- [Problem to work on]: List each line holding the string "screenshot".

(Entries with page source code)

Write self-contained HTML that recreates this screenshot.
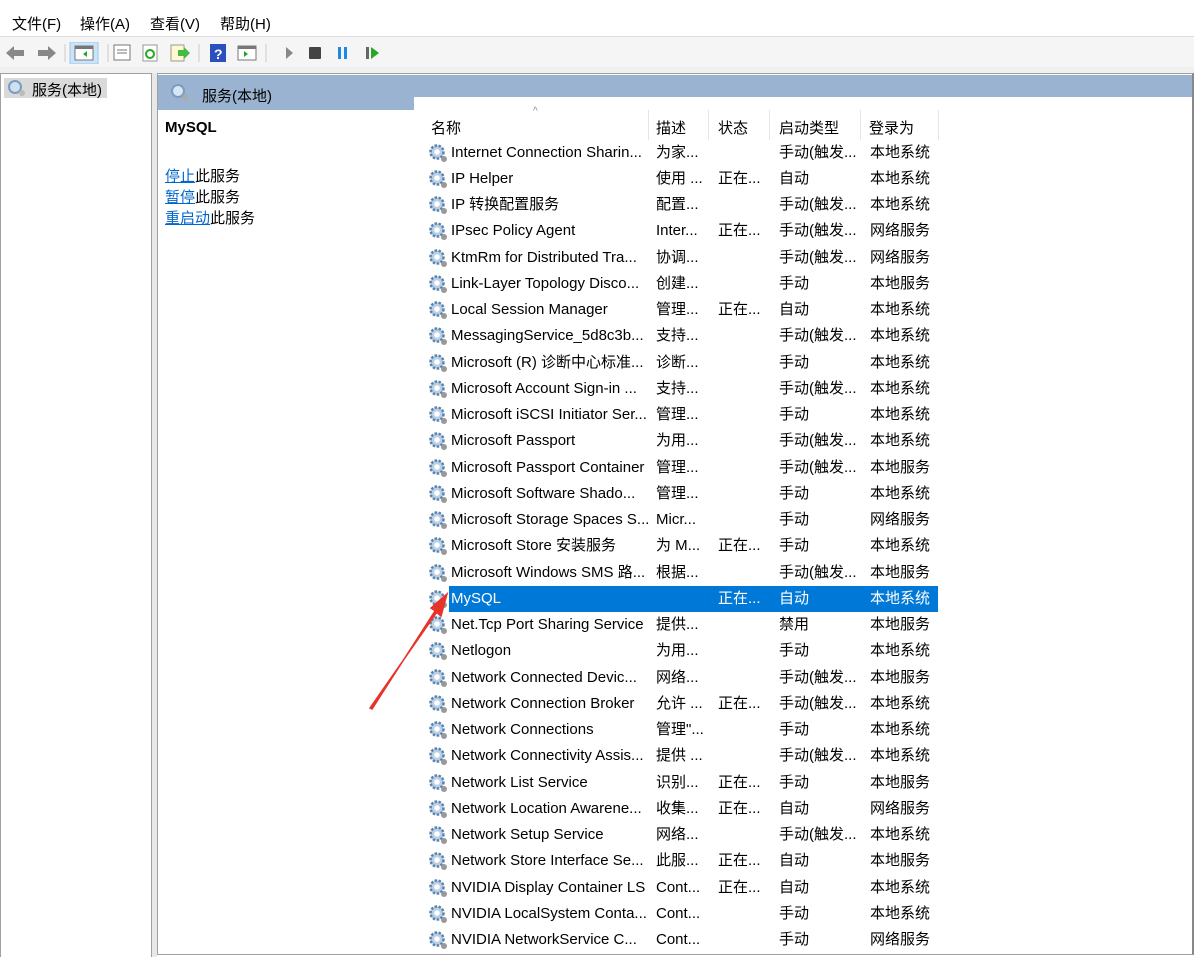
<!DOCTYPE html>
<html><head><meta charset="utf-8"><style>
*{margin:0;padding:0;box-sizing:border-box}
body{width:1194px;height:957px;overflow:hidden;background:#fff;font-family:"Liberation Sans","Noto Sans CJK SC",sans-serif;font-size:15px;color:#000;position:relative}
.a{position:absolute;white-space:nowrap}
.menu span{position:absolute;top:13px;font-size:15px}
.row{position:absolute;left:424px;width:514px;height:26px}
.row span{position:absolute;top:0;height:26px;line-height:26px;white-space:nowrap;overflow:hidden}
.row .n{left:27px;width:198px}
.row .d{left:232px;width:56px}
.row .s{left:294px}
.row .t{left:355px}
.row .l{left:446px}
.row svg{position:absolute;left:4px;top:3px}
.bg{position:absolute;left:25px;right:0;top:0;bottom:0;background:#0078d7}
a{color:#0066cc;text-decoration:underline}
</style></head><body>
<div class="menu"><span style="left:12px">文件(F)</span><span style="left:80px">操作(A)</span><span style="left:150px">查看(V)</span><span style="left:220px">帮助(H)</span></div>
<div class="a" style="left:0;top:36px;width:1194px;height:1px;background:#ddd"></div>
<div class="a" style="left:0;top:37px;width:1194px;height:30px;background:#f5f5f5"></div>
<svg class="a" style="left:4px;top:42px" width="400" height="22">
<path d="M2 11 L10 4 V8 H20 V14 H10 V18Z" fill="#888"/>
<path d="M52 11 L44 4 V8 H34 V14 H44 V18Z" fill="#888"/>
<line x1="61" y1="2" x2="61" y2="20" stroke="#ccc"/>
<rect x="66" y="0" width="28" height="22" fill="#cce4f7" stroke="#99c9ef"/>
<rect x="71" y="4" width="18" height="14" fill="#fff" stroke="#777"/><rect x="71" y="4" width="18" height="3" fill="#777"/><path d="M83 9 L79 12 L83 15Z" fill="#2a2"/>
<line x1="104" y1="2" x2="104" y2="20" stroke="#ccc"/>
<rect x="110" y="3" width="16" height="15" fill="#fff" stroke="#777"/><line x1="113" y1="8" x2="123" y2="8" stroke="#777"/><line x1="113" y1="11" x2="123" y2="11" stroke="#777"/>
<rect x="139" y="3" width="14" height="16" fill="#fff" stroke="#999"/><circle cx="146" cy="12" r="4" fill="none" stroke="#2a2" stroke-width="2"/>
<rect x="167" y="3" width="13" height="16" fill="#fff8d0" stroke="#999"/><path d="M174 8 H180 V5 L186 11 L180 17 V14 H174Z" fill="#4b4"/>
<line x1="195" y1="2" x2="195" y2="20" stroke="#ccc"/>
<rect x="206" y="2" width="16" height="18" fill="#2b4fbf"/><text x="210" y="17" fill="#fff" font-size="14" font-weight="bold">?</text>
<rect x="234" y="4" width="18" height="14" fill="#fff" stroke="#777"/><rect x="234" y="4" width="18" height="3" fill="#777"/><path d="M240 9 L244 12 L240 15Z" fill="#2a2"/>
<line x1="262" y1="2" x2="262" y2="20" stroke="#ccc"/>
<path d="M282 5 L289 11 L282 17Z" fill="#888"/>
<rect x="305" y="5" width="12" height="12" rx="1" fill="#444"/>
<rect x="334" y="5" width="3" height="12" fill="#1e88e5"/><rect x="340" y="5" width="3" height="12" fill="#1e88e5"/>
<rect x="362" y="5" width="3" height="12" fill="#666"/><path d="M367 5 L375 11 L367 17Z" fill="#2a2"/>
</svg>
<div class="a" style="left:0;top:67px;width:1194px;height:6px;background:#f0f0f0"></div>
<div class="a" style="left:0;top:73px;width:152px;height:884px;background:#fff;border:1px solid #a0a0a0;border-bottom:none"></div>
<div class="a" style="left:152px;top:73px;width:5px;height:884px;background:#e8e8e8"></div>
<div class="a" style="left:4px;top:78px;width:103px;height:20px;background:#d9d9d9"></div>
<svg class="a" style="left:7px;top:79px" width="20" height="18"><circle cx="8" cy="8" r="6" fill="#cfe0f0" stroke="#7a9cc0" stroke-width="2"/><circle cx="15" cy="14" r="3" fill="#bbb"/></svg>
<div class="a" style="left:32px;top:79px">服务(本地)</div>
<div class="a" style="left:157px;top:73px;width:1037px;height:882px;border:1px solid #a0a0a0;border-right:2px solid #888;background:#fff"></div>
<div class="a" style="left:158px;top:75px;width:1034px;height:22px;background:#9ab3d0"></div>
<div class="a" style="left:158px;top:97px;width:256px;height:13px;background:#9ab3d0"></div>
<svg class="a" style="left:170px;top:83px" width="22" height="20"><circle cx="8" cy="8" r="6" fill="#d8e6f4" stroke="#7a9cc0" stroke-width="2"/><circle cx="15" cy="14" r="3" fill="#aaa"/></svg>
<div class="a" style="left:202px;top:85px">服务(本地)</div>
<div class="a" style="left:165px;top:119px;font-weight:bold">MySQL</div>
<div class="a" style="left:165px;top:165px"><a>停止</a>此服务</div>
<div class="a" style="left:165px;top:186px"><a>暂停</a>此服务</div>
<div class="a" style="left:165px;top:207px"><a>重启动</a>此服务</div>
<div class="a" style="left:533px;top:106px;font-size:10px;color:#888">^</div>
<div class="a" style="left:431px;top:117px">名称</div>
<div class="a" style="left:656px;top:117px">描述</div>
<div class="a" style="left:718px;top:117px">状态</div>
<div class="a" style="left:779px;top:117px">启动类型</div>
<div class="a" style="left:869px;top:117px">登录为</div>
<div class="a" style="left:648px;top:110px;width:1px;height:30px;background:#e5e5e5"></div>
<div class="a" style="left:708px;top:110px;width:1px;height:30px;background:#e5e5e5"></div>
<div class="a" style="left:769px;top:110px;width:1px;height:30px;background:#e5e5e5"></div>
<div class="a" style="left:860px;top:110px;width:1px;height:30px;background:#e5e5e5"></div>
<div class="a" style="left:938px;top:110px;width:1px;height:30px;background:#e5e5e5"></div>
<svg width="0" height="0" style="position:absolute"><defs><g id="g"><circle cx="9" cy="9" r="6.5" fill="#b8cfe6" stroke="#5b82ad" stroke-width="2.5" stroke-dasharray="2.5 1.5"/><circle cx="9" cy="9" r="2.8" fill="#fff"/><circle cx="16" cy="16" r="3" fill="#999"/></g></defs></svg>
<div class="row" style="top:140px"><svg width="22" height="22"><use href="#g"/></svg><span class="n">Internet Connection Sharin...</span><span class="d">为家...</span><span class="t">手动(触发...</span><span class="l">本地系统</span></div>
<div class="row" style="top:166px"><svg width="22" height="22"><use href="#g"/></svg><span class="n">IP Helper</span><span class="d">使用 ...</span><span class="s">正在...</span><span class="t">自动</span><span class="l">本地系统</span></div>
<div class="row" style="top:192px"><svg width="22" height="22"><use href="#g"/></svg><span class="n">IP 转换配置服务</span><span class="d">配置...</span><span class="t">手动(触发...</span><span class="l">本地系统</span></div>
<div class="row" style="top:218px"><svg width="22" height="22"><use href="#g"/></svg><span class="n">IPsec Policy Agent</span><span class="d">Inter...</span><span class="s">正在...</span><span class="t">手动(触发...</span><span class="l">网络服务</span></div>
<div class="row" style="top:245px"><svg width="22" height="22"><use href="#g"/></svg><span class="n">KtmRm for Distributed Tra...</span><span class="d">协调...</span><span class="t">手动(触发...</span><span class="l">网络服务</span></div>
<div class="row" style="top:271px"><svg width="22" height="22"><use href="#g"/></svg><span class="n">Link-Layer Topology Disco...</span><span class="d">创建...</span><span class="t">手动</span><span class="l">本地服务</span></div>
<div class="row" style="top:297px"><svg width="22" height="22"><use href="#g"/></svg><span class="n">Local Session Manager</span><span class="d">管理...</span><span class="s">正在...</span><span class="t">自动</span><span class="l">本地系统</span></div>
<div class="row" style="top:323px"><svg width="22" height="22"><use href="#g"/></svg><span class="n">MessagingService_5d8c3b...</span><span class="d">支持...</span><span class="t">手动(触发...</span><span class="l">本地系统</span></div>
<div class="row" style="top:350px"><svg width="22" height="22"><use href="#g"/></svg><span class="n">Microsoft (R) 诊断中心标准...</span><span class="d">诊断...</span><span class="t">手动</span><span class="l">本地系统</span></div>
<div class="row" style="top:376px"><svg width="22" height="22"><use href="#g"/></svg><span class="n">Microsoft Account Sign-in ...</span><span class="d">支持...</span><span class="t">手动(触发...</span><span class="l">本地系统</span></div>
<div class="row" style="top:402px"><svg width="22" height="22"><use href="#g"/></svg><span class="n">Microsoft iSCSI Initiator Ser...</span><span class="d">管理...</span><span class="t">手动</span><span class="l">本地系统</span></div>
<div class="row" style="top:428px"><svg width="22" height="22"><use href="#g"/></svg><span class="n">Microsoft Passport</span><span class="d">为用...</span><span class="t">手动(触发...</span><span class="l">本地系统</span></div>
<div class="row" style="top:455px"><svg width="22" height="22"><use href="#g"/></svg><span class="n">Microsoft Passport Container</span><span class="d">管理...</span><span class="t">手动(触发...</span><span class="l">本地服务</span></div>
<div class="row" style="top:481px"><svg width="22" height="22"><use href="#g"/></svg><span class="n">Microsoft Software Shado...</span><span class="d">管理...</span><span class="t">手动</span><span class="l">本地系统</span></div>
<div class="row" style="top:507px"><svg width="22" height="22"><use href="#g"/></svg><span class="n">Microsoft Storage Spaces S...</span><span class="d">Micr...</span><span class="t">手动</span><span class="l">网络服务</span></div>
<div class="row" style="top:533px"><svg width="22" height="22"><use href="#g"/></svg><span class="n">Microsoft Store 安装服务</span><span class="d">为 M...</span><span class="s">正在...</span><span class="t">手动</span><span class="l">本地系统</span></div>
<div class="row" style="top:560px"><svg width="22" height="22"><use href="#g"/></svg><span class="n">Microsoft Windows SMS 路...</span><span class="d">根据...</span><span class="t">手动(触发...</span><span class="l">本地服务</span></div>
<div class="row" style="top:586px;color:#fff"><div class="bg"></div><svg width="22" height="22"><use href="#g"/></svg><span class="n">MySQL</span><span class="s">正在...</span><span class="t">自动</span><span class="l">本地系统</span></div>
<div class="row" style="top:612px"><svg width="22" height="22"><use href="#g"/></svg><span class="n">Net.Tcp Port Sharing Service</span><span class="d">提供...</span><span class="t">禁用</span><span class="l">本地服务</span></div>
<div class="row" style="top:638px"><svg width="22" height="22"><use href="#g"/></svg><span class="n">Netlogon</span><span class="d">为用...</span><span class="t">手动</span><span class="l">本地系统</span></div>
<div class="row" style="top:665px"><svg width="22" height="22"><use href="#g"/></svg><span class="n">Network Connected Devic...</span><span class="d">网络...</span><span class="t">手动(触发...</span><span class="l">本地服务</span></div>
<div class="row" style="top:691px"><svg width="22" height="22"><use href="#g"/></svg><span class="n">Network Connection Broker</span><span class="d">允许 ...</span><span class="s">正在...</span><span class="t">手动(触发...</span><span class="l">本地系统</span></div>
<div class="row" style="top:717px"><svg width="22" height="22"><use href="#g"/></svg><span class="n">Network Connections</span><span class="d">管理"...</span><span class="t">手动</span><span class="l">本地系统</span></div>
<div class="row" style="top:743px"><svg width="22" height="22"><use href="#g"/></svg><span class="n">Network Connectivity Assis...</span><span class="d">提供 ...</span><span class="t">手动(触发...</span><span class="l">本地系统</span></div>
<div class="row" style="top:770px"><svg width="22" height="22"><use href="#g"/></svg><span class="n">Network List Service</span><span class="d">识别...</span><span class="s">正在...</span><span class="t">手动</span><span class="l">本地服务</span></div>
<div class="row" style="top:796px"><svg width="22" height="22"><use href="#g"/></svg><span class="n">Network Location Awarene...</span><span class="d">收集...</span><span class="s">正在...</span><span class="t">自动</span><span class="l">网络服务</span></div>
<div class="row" style="top:822px"><svg width="22" height="22"><use href="#g"/></svg><span class="n">Network Setup Service</span><span class="d">网络...</span><span class="t">手动(触发...</span><span class="l">本地系统</span></div>
<div class="row" style="top:848px"><svg width="22" height="22"><use href="#g"/></svg><span class="n">Network Store Interface Se...</span><span class="d">此服...</span><span class="s">正在...</span><span class="t">自动</span><span class="l">本地服务</span></div>
<div class="row" style="top:875px"><svg width="22" height="22"><use href="#g"/></svg><span class="n">NVIDIA Display Container LS</span><span class="d">Cont...</span><span class="s">正在...</span><span class="t">自动</span><span class="l">本地系统</span></div>
<div class="row" style="top:901px"><svg width="22" height="22"><use href="#g"/></svg><span class="n">NVIDIA LocalSystem Conta...</span><span class="d">Cont...</span><span class="t">手动</span><span class="l">本地系统</span></div>
<div class="row" style="top:927px"><svg width="22" height="22"><use href="#g"/></svg><span class="n">NVIDIA NetworkService C...</span><span class="d">Cont...</span><span class="t">手动</span><span class="l">网络服务</span></div>
<svg class="a" style="left:0;top:0" width="1194" height="957"><path d="M370 708 L437 612 L431 608 L447 594 L441 616 L435 611 L372 709Z" fill="#e8332a" stroke="#e8332a" stroke-width="1.5"/></svg>
</body></html>
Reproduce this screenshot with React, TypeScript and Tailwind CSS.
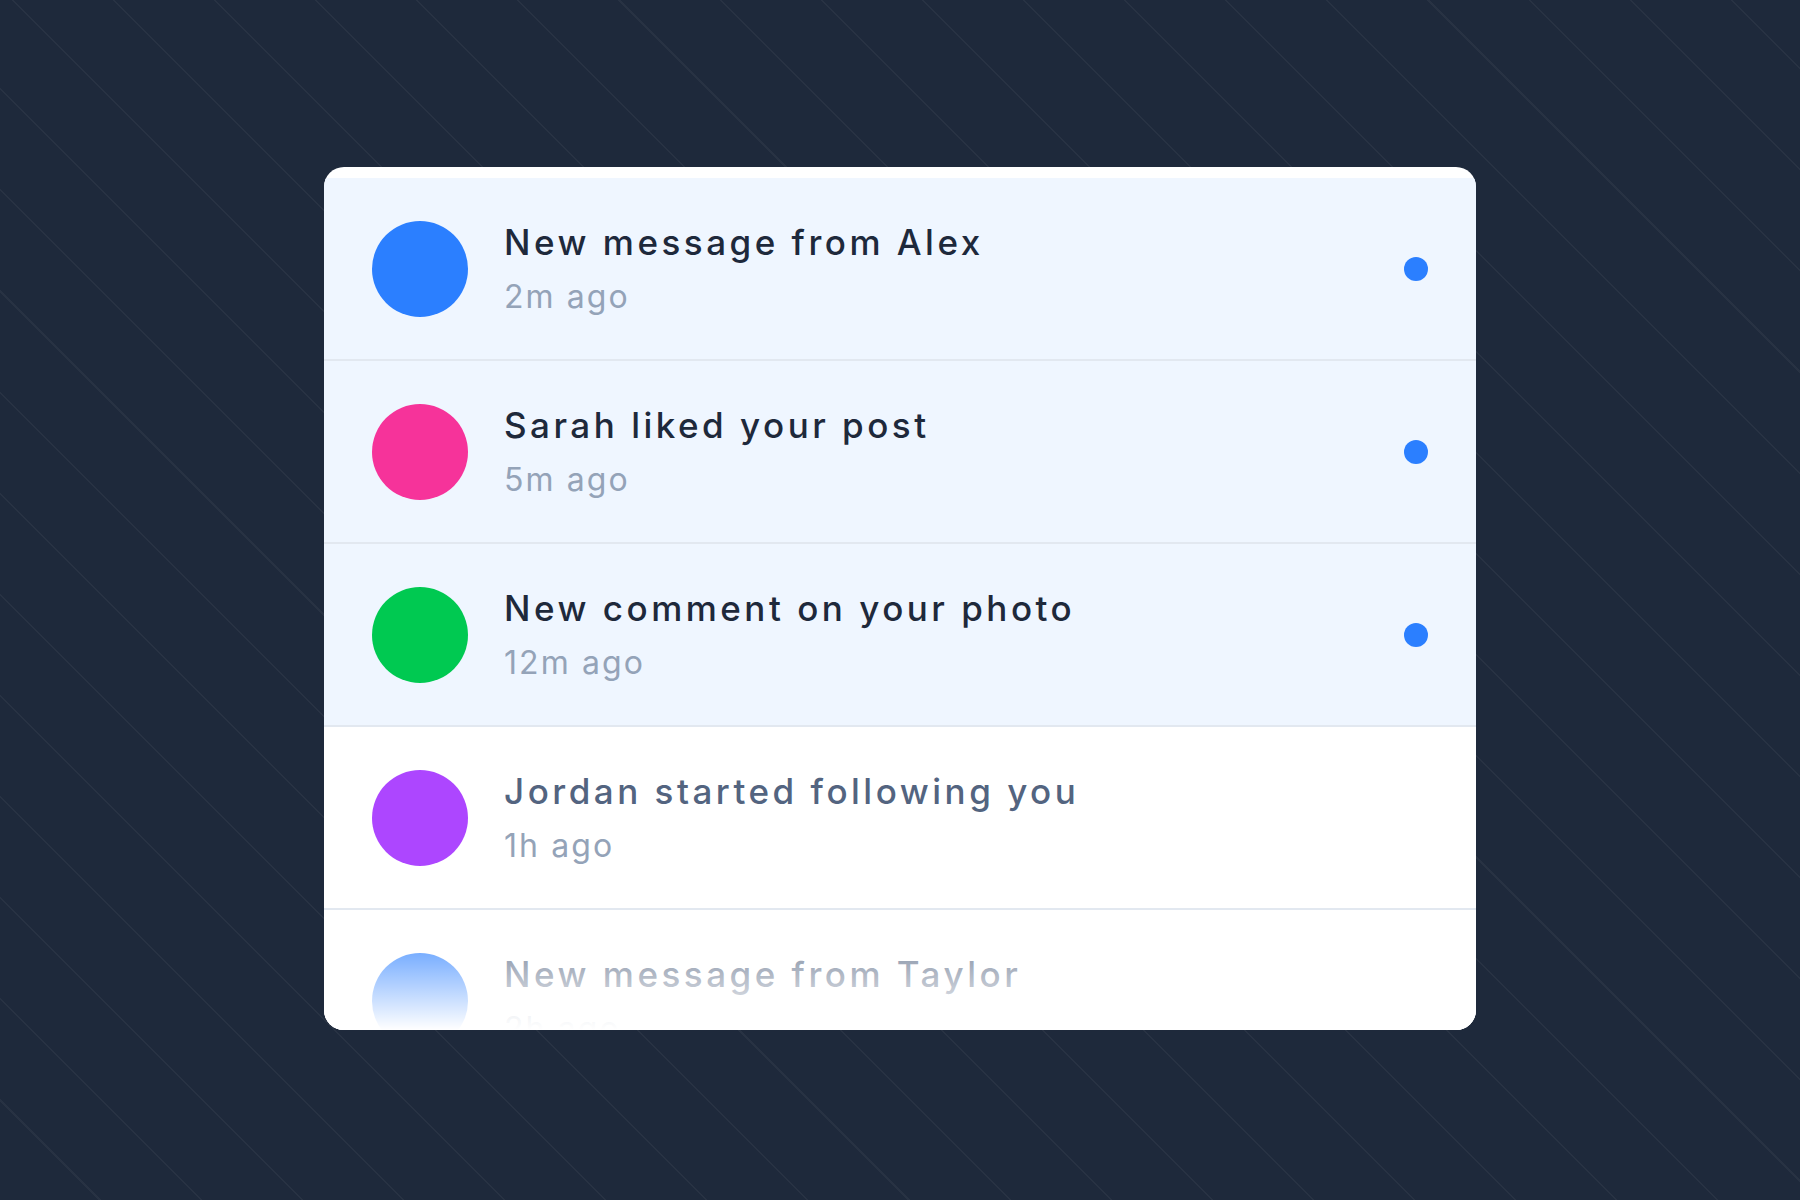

- [Output below]:
Write self-contained HTML that recreates this screenshot.
Reproduce this screenshot with React, TypeScript and Tailwind CSS.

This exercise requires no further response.